Aos 14 anos, uma jovem, que hoje tem 20, conta que no término de uma aula de Pompeo, quando a sala já estava vazia, foi tirar uma dúvida com o professor antes de se despedir. Era final de uma manhã de 2014, no Colégio Sant'Anna:
Esbarrava as mãos no meus peitos e apertava minha coxa. Sabia que era errado, mas não conseguia fazer nada contra isso. O fato de ele ser o professor mais querido nos impedia de levar adiante. Peguei repulsa.
VÍTIMA
Ex-aluna
— Perguntei, tirei a minha dúvida. Duas colegas saíram na minha frente e fui a última. Quando me virei, ele me deu um tapa na bunda. As meninas não viram nada porque saíram na minha frente. Foi situação que mais me chocou e me frustrou, foi a mais absurda. Me marcou tanto que eu lembro até da roupa que estava vestindo. Ali me dei conta de que todo esse carinho não era normal. Se isso não vier à tona, vai continuar acontecendo.
A quarta jovem, de 23 anos, não chegou a ter aulas com o professor, mas encontrava Pompeo nos corredores do Colégio Sant'Anna e de um cursinho pré-vestibular de Santa Maria. Mesmo sem o contato em sala, atitudes do professor faziam a menina se sentir culpada:
— Abraçava. Esbarrava as mãos no meus peitos e apertava minha coxa. Sabia que era errado, mas não conseguia fazer nada contra isso. O fato de ele ser o professor mais querido nos impedia de levar adiante. Peguei repulsa.

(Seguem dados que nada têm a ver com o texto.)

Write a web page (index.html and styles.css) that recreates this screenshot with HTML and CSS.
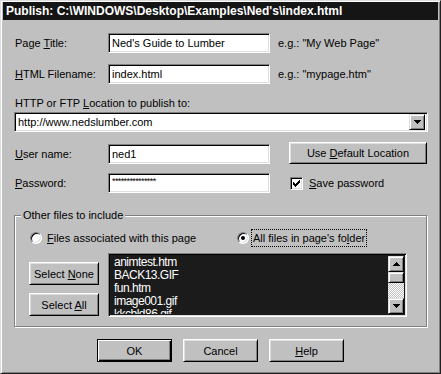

Foi uma série de meninas que, em anos diferentes, em escolas diferentes, passaram por essa situação. Ele agia da mesma maneira com todas. Algumas de forma mais velada e outras de forma bem explícita. Agora, quando uma menina fala, as outras tomam coragem.
MAGALI FLORES RODRIGUES
Advogada das vítimas
Fora do ambiente escolar, a jovem afirma que, em 2015, durante um jantar na casa de um amigo, Pompeo tentou beijá-la enquanto a então adolescente, com 17 anos, lavava a louça:
— Ele me prensou contra o balcão. Veio em direção a minha nuca para me beijar. E disse: "Sei que tu gosta e eu sei que tu quer. Tu sempre foi mais difícil que as outras e isso me atrai muito". Falei para ele parar. Larguei a louça e fui para outro balcão. Fiquei em choque. E ele me prensou de novo. Pediu desculpas e dizia para eu não ficar nervosa. Enquanto tentava me beijar.

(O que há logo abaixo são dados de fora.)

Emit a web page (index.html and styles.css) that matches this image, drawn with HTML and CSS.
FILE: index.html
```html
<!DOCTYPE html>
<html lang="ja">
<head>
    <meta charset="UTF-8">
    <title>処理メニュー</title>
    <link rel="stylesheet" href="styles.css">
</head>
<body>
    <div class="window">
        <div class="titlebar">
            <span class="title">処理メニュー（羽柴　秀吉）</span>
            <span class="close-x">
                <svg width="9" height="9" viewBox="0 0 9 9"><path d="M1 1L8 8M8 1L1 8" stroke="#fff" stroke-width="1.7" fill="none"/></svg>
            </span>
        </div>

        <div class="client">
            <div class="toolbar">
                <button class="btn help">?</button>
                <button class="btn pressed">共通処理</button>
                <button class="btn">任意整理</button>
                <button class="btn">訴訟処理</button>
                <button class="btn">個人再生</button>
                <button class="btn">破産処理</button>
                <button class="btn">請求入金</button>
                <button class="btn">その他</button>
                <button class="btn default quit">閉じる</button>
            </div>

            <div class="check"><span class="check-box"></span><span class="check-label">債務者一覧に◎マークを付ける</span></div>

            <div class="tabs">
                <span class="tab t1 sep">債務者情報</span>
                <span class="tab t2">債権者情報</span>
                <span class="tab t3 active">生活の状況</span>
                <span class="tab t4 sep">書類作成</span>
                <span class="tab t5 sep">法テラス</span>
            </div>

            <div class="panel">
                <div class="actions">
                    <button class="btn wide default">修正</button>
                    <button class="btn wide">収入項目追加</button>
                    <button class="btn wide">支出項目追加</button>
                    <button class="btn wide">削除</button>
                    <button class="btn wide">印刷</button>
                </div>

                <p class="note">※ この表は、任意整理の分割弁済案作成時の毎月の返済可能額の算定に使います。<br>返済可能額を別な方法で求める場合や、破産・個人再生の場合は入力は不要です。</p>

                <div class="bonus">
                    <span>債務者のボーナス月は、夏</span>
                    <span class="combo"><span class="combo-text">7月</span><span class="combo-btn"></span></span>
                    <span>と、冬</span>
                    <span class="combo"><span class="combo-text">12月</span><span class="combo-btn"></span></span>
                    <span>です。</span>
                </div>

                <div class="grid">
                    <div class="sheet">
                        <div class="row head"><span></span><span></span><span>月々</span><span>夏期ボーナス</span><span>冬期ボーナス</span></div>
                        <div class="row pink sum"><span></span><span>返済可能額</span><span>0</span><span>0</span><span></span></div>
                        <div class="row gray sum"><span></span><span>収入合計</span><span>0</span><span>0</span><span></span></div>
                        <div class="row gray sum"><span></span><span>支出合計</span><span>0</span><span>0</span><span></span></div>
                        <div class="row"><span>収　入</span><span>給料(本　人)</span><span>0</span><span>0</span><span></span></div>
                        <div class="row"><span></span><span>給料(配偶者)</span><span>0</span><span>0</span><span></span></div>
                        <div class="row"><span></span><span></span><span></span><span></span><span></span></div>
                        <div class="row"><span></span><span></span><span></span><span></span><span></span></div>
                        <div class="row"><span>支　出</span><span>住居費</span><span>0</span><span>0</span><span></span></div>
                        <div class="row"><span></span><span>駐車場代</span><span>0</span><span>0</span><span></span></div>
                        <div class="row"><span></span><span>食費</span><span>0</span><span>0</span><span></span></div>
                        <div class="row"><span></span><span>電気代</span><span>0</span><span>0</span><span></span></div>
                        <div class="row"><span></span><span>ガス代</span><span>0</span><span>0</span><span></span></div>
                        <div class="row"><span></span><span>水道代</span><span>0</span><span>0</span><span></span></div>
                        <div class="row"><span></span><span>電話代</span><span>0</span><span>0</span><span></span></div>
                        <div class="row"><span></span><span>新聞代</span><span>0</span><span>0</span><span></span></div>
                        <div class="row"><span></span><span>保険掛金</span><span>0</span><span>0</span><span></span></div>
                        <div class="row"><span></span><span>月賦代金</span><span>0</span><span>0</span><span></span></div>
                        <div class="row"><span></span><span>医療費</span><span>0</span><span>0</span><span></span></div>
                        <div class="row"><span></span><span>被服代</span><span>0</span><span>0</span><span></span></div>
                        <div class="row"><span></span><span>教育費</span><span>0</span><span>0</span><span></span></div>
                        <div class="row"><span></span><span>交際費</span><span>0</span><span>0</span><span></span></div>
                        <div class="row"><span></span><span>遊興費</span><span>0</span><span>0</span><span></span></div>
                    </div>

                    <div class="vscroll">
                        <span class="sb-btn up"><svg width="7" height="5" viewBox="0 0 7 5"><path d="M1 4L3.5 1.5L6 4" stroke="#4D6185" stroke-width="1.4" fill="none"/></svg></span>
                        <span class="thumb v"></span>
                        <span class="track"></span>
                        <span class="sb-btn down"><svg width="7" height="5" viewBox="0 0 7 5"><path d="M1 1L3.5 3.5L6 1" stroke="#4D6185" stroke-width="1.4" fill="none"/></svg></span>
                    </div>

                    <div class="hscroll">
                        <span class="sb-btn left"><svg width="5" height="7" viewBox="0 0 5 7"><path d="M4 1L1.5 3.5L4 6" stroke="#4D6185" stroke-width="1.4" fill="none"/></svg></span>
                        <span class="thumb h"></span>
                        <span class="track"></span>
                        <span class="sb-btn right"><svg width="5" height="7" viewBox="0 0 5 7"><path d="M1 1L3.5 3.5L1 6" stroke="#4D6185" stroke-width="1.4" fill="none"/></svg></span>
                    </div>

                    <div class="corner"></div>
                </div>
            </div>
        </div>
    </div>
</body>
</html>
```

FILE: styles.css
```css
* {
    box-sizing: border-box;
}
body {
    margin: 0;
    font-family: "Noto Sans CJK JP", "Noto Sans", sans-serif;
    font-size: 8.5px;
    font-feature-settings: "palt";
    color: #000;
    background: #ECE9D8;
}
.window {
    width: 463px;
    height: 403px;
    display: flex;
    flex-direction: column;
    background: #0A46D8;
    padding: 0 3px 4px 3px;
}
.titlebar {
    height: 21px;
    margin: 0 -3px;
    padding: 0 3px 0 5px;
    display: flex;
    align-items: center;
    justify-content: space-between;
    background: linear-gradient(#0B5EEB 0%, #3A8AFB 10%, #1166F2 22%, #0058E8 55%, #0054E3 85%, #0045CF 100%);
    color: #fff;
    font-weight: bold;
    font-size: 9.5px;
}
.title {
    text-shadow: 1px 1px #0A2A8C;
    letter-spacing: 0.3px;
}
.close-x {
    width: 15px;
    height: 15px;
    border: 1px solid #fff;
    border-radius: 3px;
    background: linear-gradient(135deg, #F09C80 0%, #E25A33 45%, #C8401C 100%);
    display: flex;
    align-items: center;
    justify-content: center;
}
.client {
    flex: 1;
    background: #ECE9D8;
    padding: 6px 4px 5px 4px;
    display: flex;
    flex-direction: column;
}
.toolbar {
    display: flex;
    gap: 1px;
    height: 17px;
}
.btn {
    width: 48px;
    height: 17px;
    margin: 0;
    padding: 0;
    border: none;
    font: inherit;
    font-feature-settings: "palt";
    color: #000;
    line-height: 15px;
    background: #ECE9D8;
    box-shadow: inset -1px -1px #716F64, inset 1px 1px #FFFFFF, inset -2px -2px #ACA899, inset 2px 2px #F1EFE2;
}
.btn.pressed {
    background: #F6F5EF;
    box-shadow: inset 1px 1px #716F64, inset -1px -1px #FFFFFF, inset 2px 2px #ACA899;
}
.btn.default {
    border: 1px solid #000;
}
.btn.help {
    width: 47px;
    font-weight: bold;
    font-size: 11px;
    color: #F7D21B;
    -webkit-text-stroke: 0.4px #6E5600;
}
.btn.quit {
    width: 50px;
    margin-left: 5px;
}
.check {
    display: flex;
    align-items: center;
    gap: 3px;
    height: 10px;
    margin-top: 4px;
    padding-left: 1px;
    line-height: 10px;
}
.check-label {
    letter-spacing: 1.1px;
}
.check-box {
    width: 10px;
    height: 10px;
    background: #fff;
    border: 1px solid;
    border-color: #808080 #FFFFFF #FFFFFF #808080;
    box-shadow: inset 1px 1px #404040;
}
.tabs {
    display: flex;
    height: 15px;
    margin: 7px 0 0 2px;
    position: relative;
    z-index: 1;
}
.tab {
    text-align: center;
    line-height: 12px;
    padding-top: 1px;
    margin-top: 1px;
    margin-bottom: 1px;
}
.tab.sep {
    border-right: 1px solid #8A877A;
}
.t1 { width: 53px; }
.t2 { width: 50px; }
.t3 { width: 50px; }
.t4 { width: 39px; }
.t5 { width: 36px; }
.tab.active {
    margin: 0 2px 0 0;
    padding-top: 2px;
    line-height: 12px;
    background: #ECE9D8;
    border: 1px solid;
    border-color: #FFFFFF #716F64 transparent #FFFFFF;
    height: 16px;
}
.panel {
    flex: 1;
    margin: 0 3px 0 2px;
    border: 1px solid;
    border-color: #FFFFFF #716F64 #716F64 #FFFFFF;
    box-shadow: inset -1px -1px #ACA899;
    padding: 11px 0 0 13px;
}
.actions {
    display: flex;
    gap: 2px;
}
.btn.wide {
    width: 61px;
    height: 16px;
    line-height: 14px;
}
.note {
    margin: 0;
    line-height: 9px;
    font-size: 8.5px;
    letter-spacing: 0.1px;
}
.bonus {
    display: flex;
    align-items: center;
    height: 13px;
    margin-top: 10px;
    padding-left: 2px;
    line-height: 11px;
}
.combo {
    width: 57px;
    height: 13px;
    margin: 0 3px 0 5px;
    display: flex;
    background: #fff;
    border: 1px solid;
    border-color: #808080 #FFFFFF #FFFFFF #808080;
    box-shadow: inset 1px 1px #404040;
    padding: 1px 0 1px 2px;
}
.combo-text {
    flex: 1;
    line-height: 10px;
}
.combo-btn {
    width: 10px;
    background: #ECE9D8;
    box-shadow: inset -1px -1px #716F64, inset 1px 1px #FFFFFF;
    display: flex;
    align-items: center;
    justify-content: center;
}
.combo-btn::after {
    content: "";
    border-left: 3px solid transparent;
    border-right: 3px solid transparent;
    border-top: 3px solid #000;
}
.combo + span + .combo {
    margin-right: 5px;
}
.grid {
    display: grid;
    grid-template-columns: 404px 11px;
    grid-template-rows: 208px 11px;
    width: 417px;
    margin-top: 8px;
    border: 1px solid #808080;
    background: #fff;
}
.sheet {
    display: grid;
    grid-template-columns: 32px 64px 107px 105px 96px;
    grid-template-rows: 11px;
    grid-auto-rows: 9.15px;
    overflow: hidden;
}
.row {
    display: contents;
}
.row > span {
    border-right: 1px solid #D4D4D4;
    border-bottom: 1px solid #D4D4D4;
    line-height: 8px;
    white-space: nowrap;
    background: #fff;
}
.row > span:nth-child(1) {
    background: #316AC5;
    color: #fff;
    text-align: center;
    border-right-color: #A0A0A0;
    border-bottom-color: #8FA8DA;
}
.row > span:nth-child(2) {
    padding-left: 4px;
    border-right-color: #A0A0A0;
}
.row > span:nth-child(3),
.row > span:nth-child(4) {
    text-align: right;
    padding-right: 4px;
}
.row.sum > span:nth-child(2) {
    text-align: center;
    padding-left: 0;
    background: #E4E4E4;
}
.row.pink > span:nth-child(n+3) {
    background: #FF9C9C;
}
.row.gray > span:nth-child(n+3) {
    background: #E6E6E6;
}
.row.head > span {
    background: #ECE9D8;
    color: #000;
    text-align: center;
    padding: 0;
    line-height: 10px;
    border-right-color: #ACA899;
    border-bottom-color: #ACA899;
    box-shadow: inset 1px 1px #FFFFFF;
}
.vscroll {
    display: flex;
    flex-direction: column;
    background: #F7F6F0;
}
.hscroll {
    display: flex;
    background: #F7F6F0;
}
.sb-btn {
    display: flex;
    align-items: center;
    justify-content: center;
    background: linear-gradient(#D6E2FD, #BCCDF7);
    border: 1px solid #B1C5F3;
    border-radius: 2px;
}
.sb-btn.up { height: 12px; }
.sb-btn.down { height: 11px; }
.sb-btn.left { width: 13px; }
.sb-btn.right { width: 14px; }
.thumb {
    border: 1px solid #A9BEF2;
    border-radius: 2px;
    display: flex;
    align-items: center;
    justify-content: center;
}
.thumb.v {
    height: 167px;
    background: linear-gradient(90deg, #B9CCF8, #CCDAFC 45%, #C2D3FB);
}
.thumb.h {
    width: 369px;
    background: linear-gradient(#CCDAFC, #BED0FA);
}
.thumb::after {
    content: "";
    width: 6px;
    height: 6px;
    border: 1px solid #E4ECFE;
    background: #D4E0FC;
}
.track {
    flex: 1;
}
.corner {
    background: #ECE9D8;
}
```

A advogada Magali Flores Rodrigues, que representa três das 21 vítimas do inquérito, afirma que a relação entre professor e alunas desestimulava as garotas a denunciarem o comportamento de Pompeo:
— O modo de agir do professor era quase sempre o mesmo. O mesmo tipo de abordagem, de situação e constrangimento que causava nas meninas. Foi uma série de meninas que, em anos diferentes, em escolas diferentes, passaram por essa situação. Ele agia da mesma maneira com todas. Algumas de forma mais velada e outras de forma bem explícita. Agora, quando uma menina fala, as outras tomam coragem.
Contrapontos
Vinicius Pompeo
Em depoimento à polícia, Pompeo negou os relatos e disse que os fatos não ocorreram da forma como foram narrados pelas ex-alunas. Responsável pela defesa do indiciado, o advogado Jader Marques disse que "foram anexadas ao inquérito inúmeras provas que demonstram a inocorrência dos fatos. Outras provas já foram obtidas e serão trazidas ao processo para demonstrar, definitivamente, a inocência do seu cliente".
Colégio Sant'Anna
Preferiu não se manifestar.
Colégio Marco Polo
O Colégio Marco Polo, instituição de ensino voltada à inclusão e reconhecida pela seriedade e honestidade na comunidade de Santa Maria, recebeu com surpresa, pelas redes sociais, os relatos acerca de abusos sexuais cometidos por um professor da instituição. O assunto deixou a direção, professores e colaboradores e toda comunidade escolar em choque, pois, até então, não tinha recebido registros de reclamações de alunas e/ou alunos em relação às condutas do professor que trabalha na instituição desde fevereiro de 2014, no ensino fundamental e a partir de fevereiro de 2020 no ensino médio, e que está afastado de suas funções desde 23/06/2020. Ainda, quando da contratação do referido professor, o Colégio Marco Polo não teve conhecimento de nenhuma referência negativa quanto às condutas do mesmo nas instituições em que trabalhou anteriormente. Mais, de acordo com as informações e relatos obtidos até o momento, os fatos seriam anteriores à atuação no Colégio Marco Polo. Conforme já informado pela Polícia Civil, os fatos somente poderão ser esclarecidos após as pertinentes investigações, sendo que o colégio, inclusive, já entrou em contato com a delegacia colocando-se à disposição para o que for necessário. O Colégio Marco Polo reitera sua solidariedade às vítimas, coloca-se à disposição das investigações, e, novamente, incentiva a denúncia de quaisquer atos que possam ter ocorrido nas suas dependências.